Week 1: Build the foundation
- Pick one lead gen offer (discount, VIP, quiz, or event)
- Build the landing page + confirmation page
- Connect email + SMS (if using)
- Set up UTM tracking
- Build welcome sequence (email + optional SMS)
Week 2: Launch two channels
Pick two:
- Google Business Profile link + posts
- Instagram/TikTok link in bio + stories
- QR at checkout
- small Meta test budget
Goal: generate initial leads and learn fast.
Week 3: Add retargeting and improve conversion
- add retargeting ads for visitors who didn’t opt in
- improve landing page based on behavior:
- shorten form - strengthen headline - add proof above the fold - fix mobile friction
Week 4: Expand offers and build repeatability
- add one additional offer (VIP or restock alerts)

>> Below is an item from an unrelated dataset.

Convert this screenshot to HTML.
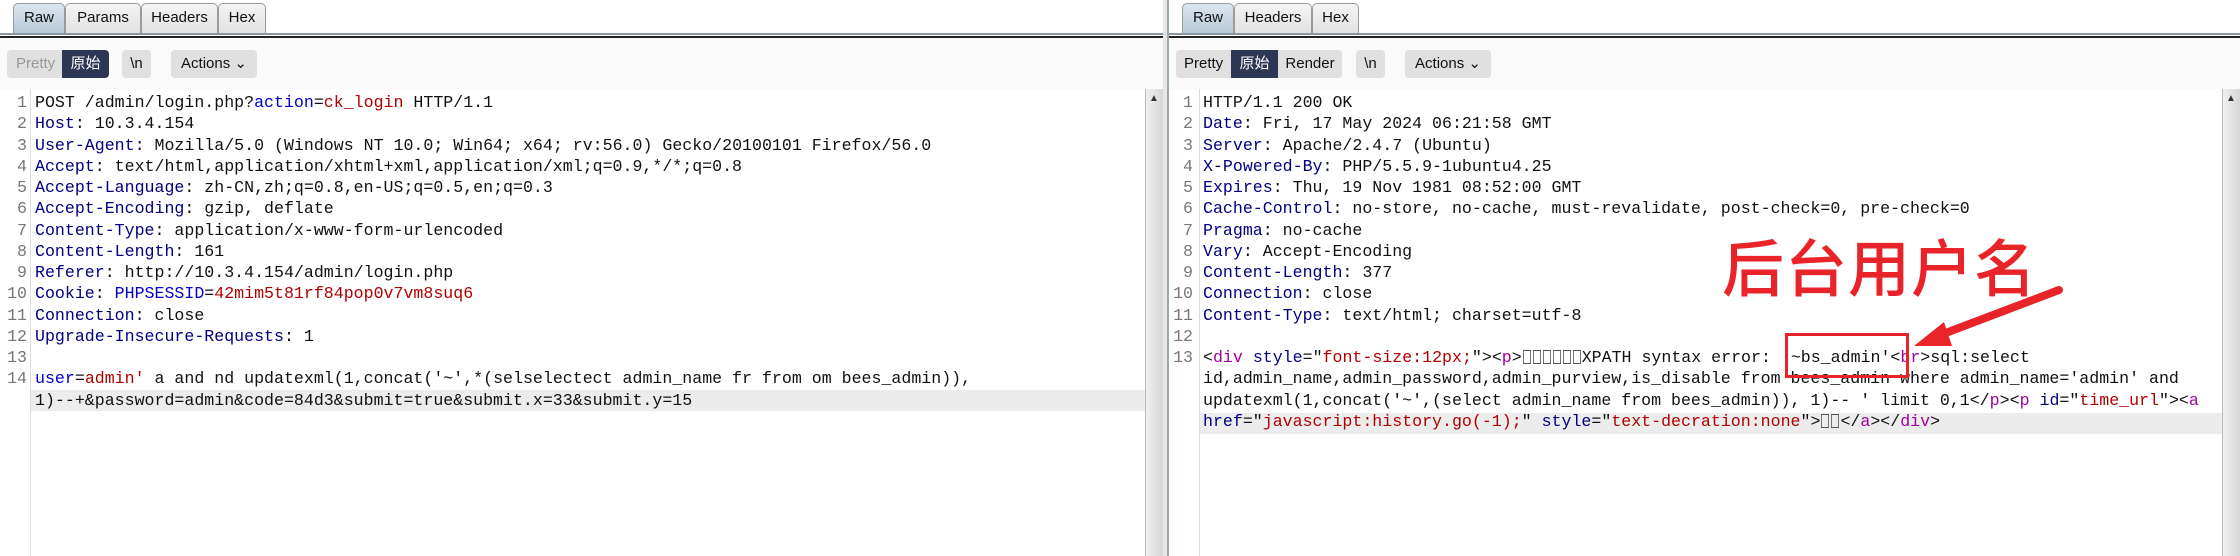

- create a second landing page for a different segment/category
- build a monthly campaign calendar:
- drops - events - seasonal promos - partnerships
Common retail lead gen mistakes (and fixes)
Mistake 1: Too many offers at once
Fix: one page, one offer, one CTA.
Mistake 2: Sending traffic to the homepage
Fix: campaign traffic goes to focused landing pages.
Mistake 3: Capturing leads but not following up
Fix: welcome sequence and speed-to-lead automation.
Mistake 4: Discounting too early
Fix: use proof and value first; reserve discounts for urgency or winback.
Mistake 5: Measuring leads, not revenue
Fix: track lead-to-purchase and revenue per lead.
Final take
Retail lead generation in 2026 is not about “hacks.”
It’s about building a system that works online and in-store:
- a compelling offer
- a focused landing page
- consistent distribution channels
- a follow-up engine (email + SMS)
- and measurement tied to revenue
Do that, and you’ll stop relying on random spikes and start building predictable growth.
If you want the simplest implementation path, start by building one campaign landing page (discount, VIP, or restock alerts), connect your welcome sequence, and promote it across two channels for 14 days. Then iterate.
That’s how retail lead gen becomes a machine.